Sales Intelligence Platform (Real-Time): A sales tool that helps reps research prospects before calls uses real-time data. Freshness is critical because outdated job titles or company information undermines credibility. Users expect to wait 1-2 seconds for current data. The cost is justified by the value of accurate information.

Company Database (Cached): A searchable database of companies uses cached data refreshed weekly. Users search and filter across millions of companies, which requires fast response times. Slight staleness is acceptable because company fundamentals change slowly. Caching enables the search functionality and keeps costs manageable.

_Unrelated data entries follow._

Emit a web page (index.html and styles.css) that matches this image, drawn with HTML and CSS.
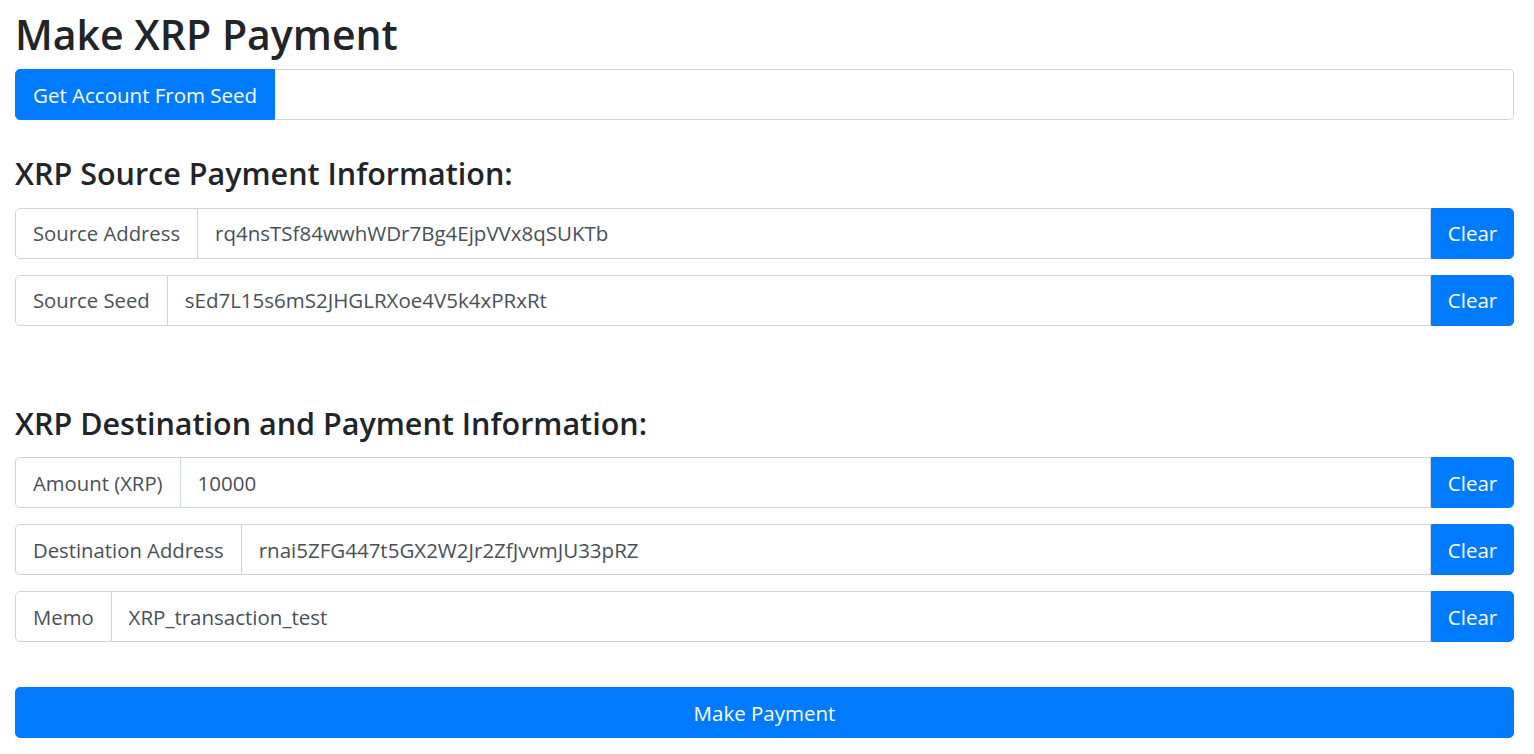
FILE: index.html
```html
<!DOCTYPE html>
<html lang="en">
<head>
<meta charset="utf-8">
<title>Make XRP Payment</title>
<link rel="stylesheet" href="styles.css">
</head>
<body>
<div class="page">
  <h1 class="title">Make XRP Payment</h1>
  <div class="group">
    <button class="btn btn-left">Get Account From Seed</button>
    <input class="field field-right" type="text" value="">
  </div>

  <h3 class="section section-first">XRP Source Payment Information:</h3>
  <div class="group row">
    <span class="label">Source Address</span>
    <input class="field" type="text" value="rq4nsTSf84wwhWDr7Bg4EjpVVx8qSUKTb">
    <button class="btn btn-right">Clear</button>
  </div>
  <div class="group row">
    <span class="label">Source Seed</span>
    <input class="field" type="text" value="sEd7L15s6mS2JHGLRXoe4V5k4xPRxRt">
    <button class="btn btn-right">Clear</button>
  </div>

  <h3 class="section section-second">XRP Destination and Payment Information:</h3>
  <div class="group row">
    <span class="label">Amount (XRP)</span>
    <input class="field" type="text" value="10000">
    <button class="btn btn-right">Clear</button>
  </div>
  <div class="group row">
    <span class="label">Destination Address</span>
    <input class="field" type="text" value="rnai5ZFG447t5GX2W2Jr2ZfJvvmJU33pRZ">
    <button class="btn btn-right">Clear</button>
  </div>
  <div class="group row">
    <span class="label">Memo</span>
    <input class="field" type="text" value="XRP_transaction_test">
    <button class="btn btn-right">Clear</button>
  </div>

  <button class="btn btn-block">Make Payment</button>
</div>
</body>
</html>
```

FILE: styles.css
```css
* { box-sizing: border-box; }
html, body { margin: 0; padding: 0; background: #fff; }
body {
  font-family: "Open Sans", "Noto Sans", "Liberation Sans", sans-serif;
  color: #212529;
}
.page {
  padding: 10px 20px 0 15px;
}
.title {
  font-size: 41px;
  font-weight: 600;
  line-height: 1.2;
  margin: 0 0 10px 0;
  color: #212529;
}
.section {
  font-size: 30.5px;
  font-weight: 600;
  line-height: 1.2;
  margin: 0 0 16px 0;
  color: #212529;
}
.section-first { margin-top: 35px; }
.section-second { margin-top: 79px; }
.group {
  display: flex;
  height: 51px;
}
.row { margin-bottom: 16px; }
.field {
  flex: 1;
  min-width: 0;
  height: 51px;
  border: 1px solid #ced4da;
  border-left: 0;
  background: #fff;
  color: #495057;
  font: inherit;
  font-size: 20.5px;
  padding: 0 17px;
  outline: none;
}
.field-right { border-radius: 0 5px 5px 0; border-left: 0; }
.label {
  display: flex;
  align-items: center;
  height: 51px;
  padding: 0 17px;
  border: 1px solid #ced4da;
  border-radius: 5px 0 0 5px;
  background: #fff;
  color: #495057;
  font-size: 20.3px;
  white-space: nowrap;
}
.btn {
  font: inherit;
  font-size: 20.5px;
  color: #fff;
  background: #007bff;
  border: 1px solid #007bff;
  height: 51px;
  padding: 0 17px;
  cursor: pointer;
  white-space: nowrap;
}
.btn-left { border-radius: 5px 0 0 5px; }
.btn-right { border-radius: 0 5px 5px 0; width: 83px; padding: 0; }
.btn-block {
  display: block;
  width: 100%;
  border-radius: 5px;
  margin-top: 45px;
}
```
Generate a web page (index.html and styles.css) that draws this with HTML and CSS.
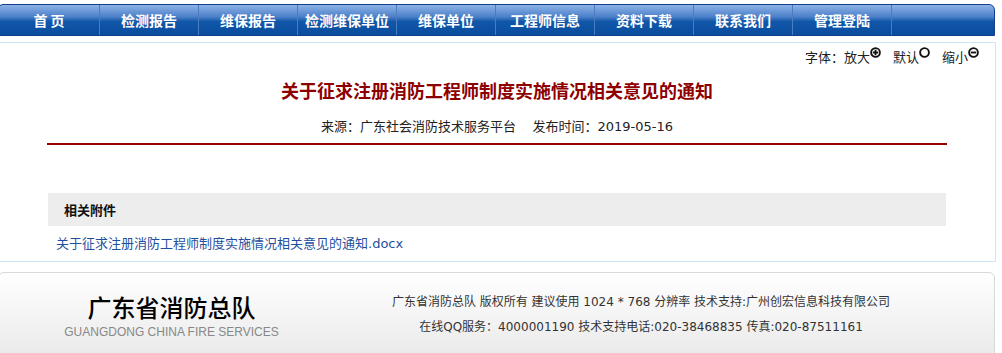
FILE: index.html
```html
<!DOCTYPE html>
<html lang="zh-CN">
<head>
    <meta charset="UTF-8">
    <title>关于征求注册消防工程师制度实施情况相关意见的通知</title>
    <link rel="stylesheet" href="styles.css">
</head>
<body>
    <div class="page">
        <!-- Main Navigation -->
        <div class="nav">
            <a class="nav-item first" href="#">首 页</a>
            <a class="nav-item" href="#">检测报告</a>
            <a class="nav-item" href="#">维保报告</a>
            <a class="nav-item" href="#">检测维保单位</a>
            <a class="nav-item" href="#">维保单位</a>
            <a class="nav-item" href="#">工程师信息</a>
            <a class="nav-item" href="#">资料下载</a>
            <a class="nav-item" href="#">联系我们</a>
            <a class="nav-item last" href="#">管理登陆</a>
        </div>

        <!-- Article -->
        <div class="content">
            <div class="font-bar">
                字体：放大<svg class="fs-icon" viewBox="0 0 10 10"><circle cx="5" cy="5" r="4"/><path d="M2.6 5h4.8M5 2.6v4.8"/></svg>
                <span class="fs-gap">默认</span><svg class="fs-icon" viewBox="0 0 10 10"><circle cx="5" cy="5" r="4"/></svg>
                <span class="fs-gap">缩小</span><svg class="fs-icon" viewBox="0 0 10 10"><circle cx="5" cy="5" r="4"/><path d="M2.6 5h4.8"/></svg>
            </div>
            <div class="article">
                <h1 class="title">关于征求注册消防工程师制度实施情况相关意见的通知</h1>
                <div class="meta">来源：广东社会消防技术服务平台&nbsp;&nbsp;&nbsp;&nbsp;发布时间：2019-05-16</div>
                <div class="attach-head">相关附件</div>
                <div class="attach-list">
                    <a href="#">关于征求注册消防工程师制度实施情况相关意见的通知.docx</a>
                </div>
            </div>
        </div>

        <!-- Footer -->
        <div class="footer">
            <div class="footer-logo">
                <div class="logo-cn">广东省消防总队</div>
                <div class="logo-en">GUANGDONG CHINA FIRE SERVICES</div>
            </div>
            <div class="footer-info">
                <p>广东省消防总队 版权所有 建议使用 1024 * 768 分辨率 技术支持:广州创宏信息科技有限公司</p>
                <p>在线QQ服务：4000001190 技术支持电话:020-38468835 传真:020-87511161</p>
            </div>
        </div>
    </div>
</body>
</html>
```

FILE: styles.css
```css
/* Global */
* {
    box-sizing: border-box;
}

body {
    margin: 0;
    background: #fff;
    font-family: "DejaVu Sans", "Noto Sans CJK SC", sans-serif;
    font-size: 13px;
    color: #333;
    overflow: hidden;
}

a {
    text-decoration: none;
}

.page {
    width: 998px;
    margin: 4px 0 0 -2px;
}

/* Navigation */
.nav {
    display: flex;
    width: 997px;
    height: 32px;
    border: 1px solid #123f8c;
    border-radius: 5px 6px 0 0;
    background: linear-gradient(#8db2e6 0%, #4b7fc8 40%, #1157a9 55%, #0a4c9e 100%);
}

.nav-item {
    width: 99px;
    line-height: 30px;
    text-align: center;
    color: #fff;
    font-family: "Noto Sans CJK SC", sans-serif;
    font-weight: bold;
    font-size: 14px;
    border-right: 1px solid #4a7cc2;
}

.nav-item.first {
    width: 101px;
}

/* Content box */
.content {
    margin-top: 6px;
    border: 1px solid #c9e6f7;
    padding-bottom: 7px;
}

.font-bar {
    margin-top: 4px;
    padding-right: 16px;
    line-height: 20px;
    text-align: right;
    font-family: "Noto Sans CJK SC", sans-serif;
    color: #222;
}

.fs-icon {
    width: 11px;
    height: 11px;
    vertical-align: text-top;
    fill: none;
    stroke: #111;
    stroke-width: 1.7;
}

.fs-gap {
    margin-left: 9px;
}

.article {
    width: 900px;
    margin: 0 auto;
}

.title {
    margin: 10px 0 0;
    line-height: 26px;
    text-align: center;
    font-family: "Noto Sans CJK SC", sans-serif;
    font-size: 18px;
    font-weight: bold;
    color: #8e0000;
}

.meta {
    margin-top: 14px;
    padding-bottom: 6px;
    line-height: 20px;
    text-align: center;
    color: #222;
    border-bottom: 2px solid #990000;
}

.attach-head {
    margin: 48px 1px 0;
    padding-left: 16px;
    line-height: 33px;
    background: #ededed;
    font-family: "Noto Sans CJK SC", sans-serif;
    font-weight: bold;
    color: #111;
}

.attach-list {
    margin-top: 8px;
    padding-left: 9px;
    line-height: 20px;
}

.attach-list a {
    color: #1f4f9f;
}

/* Footer */
.footer {
    display: flex;
    width: 997px;
    height: 100px;
    margin-top: 10px;
    border: 1px solid #d8d8d8;
    border-radius: 6px 6px 0 0;
    background: linear-gradient(#ffffff, #e6e6e6);
}

.footer-logo {
    width: 345px;
    padding-top: 19px;
    text-align: center;
}

.logo-cn {
    line-height: 30px;
    font-family: "Noto Sans CJK SC", sans-serif;
    font-size: 24px;
    font-weight: 500;
    color: #000;
}

.logo-en {
    margin-top: 2px;
    line-height: 16px;
    font-family: "Liberation Sans", Arial, sans-serif;
    font-size: 12px;
    color: #888;
}

.footer-info {
    width: 594px;
    padding-top: 17px;
    text-align: center;
    font-size: 12px;
    color: #333;
}

.footer-info p {
    margin: 0;
    line-height: 25px;
}
```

Recruitment Platform (Hybrid): A recruiting tool caches candidate profiles for search but fetches real-time data when recruiters view individual profiles. This provides fast search while ensuring recruiters see current information before reaching out. The hybrid approach balances performance and freshness.

Conclusion

The choice between real-time and cached data isn't about which is objectively better—it's about which better serves your specific requirements. Real-time data provides freshness and simplicity at the cost of performance and expense. Cached data offers speed and economy at the cost of staleness and complexity.

Most successful applications don't choose one approach exclusively. They use hybrid strategies that match data freshness to use case importance. Critical operations get real-time data. Less sensitive features use caching. This pragmatic approach optimizes for both user experience and cost efficiency.

Start by clearly defining your requirements. How fresh must data be? What performance do users expect? What's your budget? How will usage scale? Answer these questions honestly, and the right architectural choice becomes clear.

Remember that you can evolve your approach over time. Many applications start with real-time data for simplicity, then add caching as they scale. Others begin with caching and add real-time refresh for specific features. The key is making an informed decision based on your current needs while maintaining flexibility for future evolution.